As the tide approached high before starting to turn, Nash was proven prophetic. In the span of an hour, we caught three black drum including two keepers on the lower end of the 14-27 inch slot limit, a pair of trout just over the 14-inch minimum size and a flounder under the 14-inch minimum size, for a quick Carolina slam.
But trolling the Yo-Zuri shrimp at the jetties was what Nash had in mind – in recent trips he had caught numerous fish by that method including some over 20 inches. The Myrtle Beach native and longtime local angler was biding his time, waiting on the tide to get right. A little after 3 p.m., an hour after high tide, Nash returned to our original spot at the jetties and we once again began slow-trolling the Yo-Zuri chartreuse shrimp. This time, with the wind laid down and the temperature up to about 60, the trout cooperated.
Problem was, the window of opportunity during the falling tide was small, with the early sunset of late autumn looming.
Nash wasted no time in getting the boat lined up the right distance from the rocks as we dropped our artificial shrimp back a good 100 yards, again, keeping them just off the bottom.
After a few minutes, I went from feeling just the resistance of the trolled lure on my rod to it being doubled over when a nice trout slammed the shrimp and was caught on the rear treble hook. In a few minutes, I had the fish beside the boat and Nash netted a nice 19-20 incher.
As the sun inched down closer and closer toward the south jetty in the western sky, we added five more solid keeper trout to our catch as Nash worked back and forth adjacent to the rocks.
The sunlight faded and the sky turned incredible shades of blue, pink, yellow and purple as we headed back toward Inlet Harbor with the sun disappearing behind the jetty.
Super weather, great fishing, great friendship and beautiful scenery – so much to be thankful for along our South Carolina coast on this Thanksgiving weekend.
CCA South Carolina Contribution
The marine species of fish raised at the South Carolina Department of Natural Resources’ Waddell Mariculture Center in Bluffton are crucial to the stocks of popular fish available to recreational fishermen in Palmetto State waters.
The center has raised species such as red drum, black drum, spotted seatrout, cobia, flounder and striped bass among others for stocking and research purposes over the last 30 years. The 1,200-acre property in Beaufort County features twelve 0.25-acre ponds, ten 0.5-acre ponds, and three 1.25-acre ponds.
The stocking program is especially important in areas along the Grand Strand that feature small estuaries such as Murrells Inlet, Cherry Grove and Little River that receive heavy fishing pressure. The stocking of species such as red drum in these inlets helps offset the lack of natural reproduction and the heavy fishing pressure.

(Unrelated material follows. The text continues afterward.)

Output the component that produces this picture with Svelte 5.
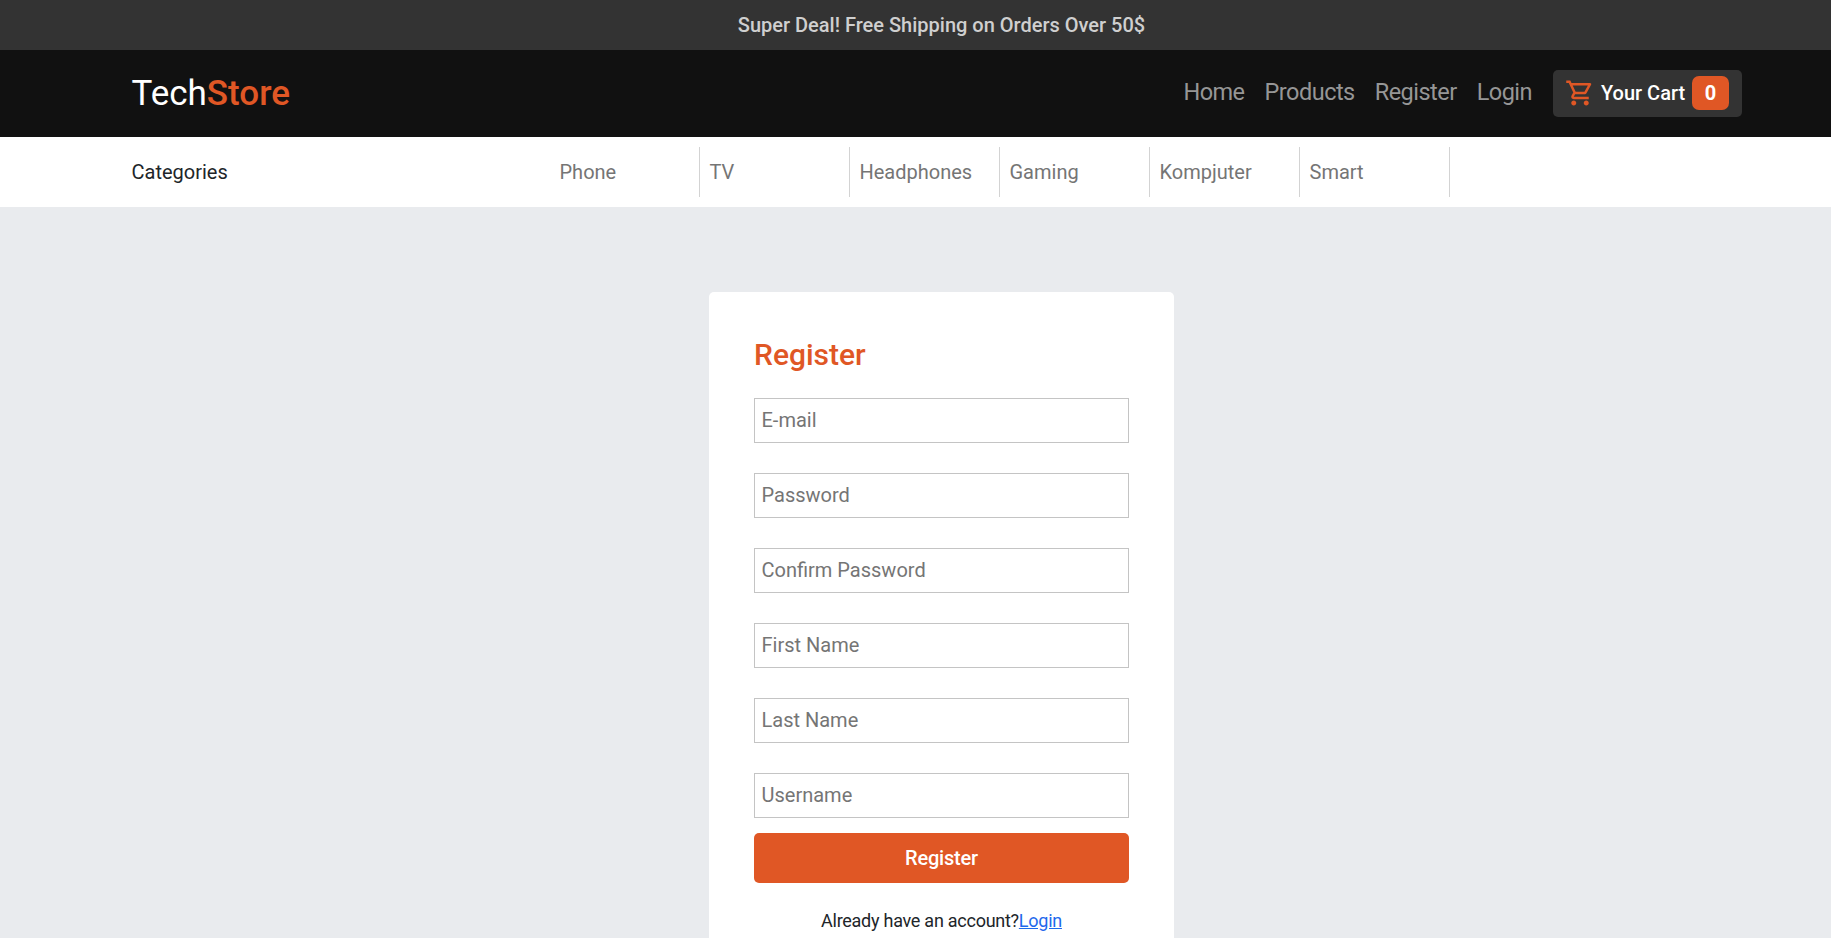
<script>
  const nav = ['Home', 'Products', 'Register', 'Login'];
  const categories = ['Phone', 'TV', 'Headphones', 'Gaming', 'Kompjuter', 'Smart'];
  const fields = [
    ['E-mail', 'email'],
    ['Password', 'password'],
    ['Confirm Password', 'password'],
    ['First Name', 'text'],
    ['Last Name', 'text'],
    ['Username', 'text']
  ];
</script>

<div class="page">
  <div class="deal">Super Deal! Free Shipping on Orders Over 50$</div>
  <header>
    <a class="brand" href="#home">Tech<span>Store</span></a>
    <nav>
      {#each nav as item}<a href="#{item}">{item}</a>{/each}
      <button class="cart">
        <svg viewBox="0 0 24 24" width="30" height="30" fill="currentColor"><path d="M15.55 13c.75 0 1.41-.41 1.75-1.03l3.58-6.49A.996.996 0 0 0 20.01 4H5.21l-.94-2H1v2h2l3.6 7.59-1.35 2.44C4.52 15.37 5.48 17 7 17h12v-2H7l1.1-2h7.45zM6.16 6h12.15l-2.76 5H8.53L6.16 6zM7 18c-1.1 0-1.99.9-1.99 2S5.9 22 7 22s2-.9 2-2-.9-2-2-2zm10 0c-1.1 0-1.99.9-1.99 2s.89 2 1.99 2 2-.9 2-2-.9-2-2-2z"/></svg>
        <span>Your Cart</span><b>0</b>
      </button>
    </nav>
  </header>
  <div class="categories">
    <span class="title">Categories</span>
    <div class="list">
      {#each categories as item}<a href="#{item}">{item}</a>{/each}
    </div>
  </div>
  <main>
    <form>
      <h1>Register</h1>
      {#each fields as [label, type]}<input {type} placeholder={label} />{/each}
      <button type="button" class="submit">Register</button>
      <p>Already have an account?<a href="#login">Login</a></p>
    </form>
  </main>
</div>

<style>
  :global(body) { overflow: hidden; }
  * { box-sizing: border-box; }
  .page { height: 938px; overflow: hidden; background: #e9ebee; font-family: Roboto, sans-serif; font-size: 20px; line-height: 30px; color: #212529; display: flex; flex-direction: column; }
  a { text-decoration: none; color: inherit; }
  button { font-family: inherit; border: 0; }
  .deal { flex: none; height: 50px; padding-top: 10px; padding-left: 52px; background: #333; color: #cfcfcf; font-weight: 500; text-align: center; }
  header { flex: none; height: 87px; background: #111; padding: 0 89px 0 131.5px; display: flex; justify-content: space-between; align-items: center; }
  .brand { color: #fff; font-size: 35px; line-height: 50px; }
  .brand span { color: #e05725; font-weight: 500; }
  nav { display: flex; align-items: center; gap: 20px; color: #969696; font-size: 23.5px; }
  nav a { padding-bottom: 3px; letter-spacing: -.52px; }
  nav a:nth-child(4) { margin-right: 1px; }
  .cart { display: flex; align-items: flex-start; width: 189px; height: 47px; padding: 6px 13px 0 12px; border-radius: 5px; background: #333; color: #fff; font-size: 20px; font-weight: 500; }
  .cart svg { color: #e05725; margin: 2px 6px 0 0; flex: none; }
  .cart span { white-space: nowrap; line-height: 34px; }
  .cart b { margin-left: auto; width: 37px; height: 34px; line-height: 34px; border-radius: 7px; background: #e05725; font-weight: 700; }
  .categories { flex: none; height: 70px; background: #fff; display: flex; align-items: center; padding-left: 131.5px; }
  .title { width: 418.5px; }
  .list { display: flex; color: #757575; }
  .list a { width: 150px; height: 50px; line-height: 50px; padding-left: 9.5px; border-right: 1px solid #d3d3d3; }
  main { flex: none; padding: 85px 0 0 52px; display: flex; justify-content: center; }
  form { width: 465px; height: 700px; padding: 45px; border-radius: 5px; background: #fff; display: flex; flex-direction: column; }
  h1 { margin: 0 0 25px; font-size: 30px; line-height: 36px; font-weight: 500; color: #e05725; }
  input { flex: none; width: 375px; height: 45px; margin: 0 0 30px; padding: 0 6.5px 1px; border: 1px solid #c4c4c4; border-radius: 0; font-family: inherit; font-size: 20px; }
  input::placeholder { color: #757575; opacity: 1; }
  .submit { flex: none; height: 50px; margin-top: -15px; border-radius: 5px; background: #e05725; color: #fff; font-size: 20px; font-weight: 500; letter-spacing: -.2px; }
  p { margin: 23px 0 0; text-align: center; font-size: 18px; line-height: 30px; letter-spacing: -.26px; }
  p a { color: #1f69ec; text-decoration: underline; }
</style>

Keeping the aeration pumps running non-stop is critical to the success of the center and stocking program, and Coastal Conservation Association South Carolina recently took a big step toward ensuring that happens.
CCA South Carolina stepped in this week to provide two generators large enough to keep all 25 outdoor fish ponds on the center’s grounds going in the event of power outages.
“For the mariculture center to maintain uninterrupted production systems is important,” said Al Stokes of S.C. DNR. “Because our work with several recreationally important marine species is seasonal, the loss of electrical service for a period of time jeopardizes our important work.
“These generators donated by CCA South Carolina will significantly reduce that risk and allow our researchers and scientists to continue their studies unimpeded.”
CCA South Carolina was able to secure the two generators in early August and with the help of Flint Equipment Company and Reeves Trucking the generators are in excellent working condition, insuring service for the mariculture center for years to come.
“As part of our on-going commitment to improving marine habitat and our support of science based fisheries management, providing this equipment was an investment that our state board knew would further both of those causes,” said Richard Berry, CCA South Carolina State Chairman. “Given the impressive track record of scientific study and research to come out of this facility, we know this will pay dividends to recreational angling and fisheries management for years to come.”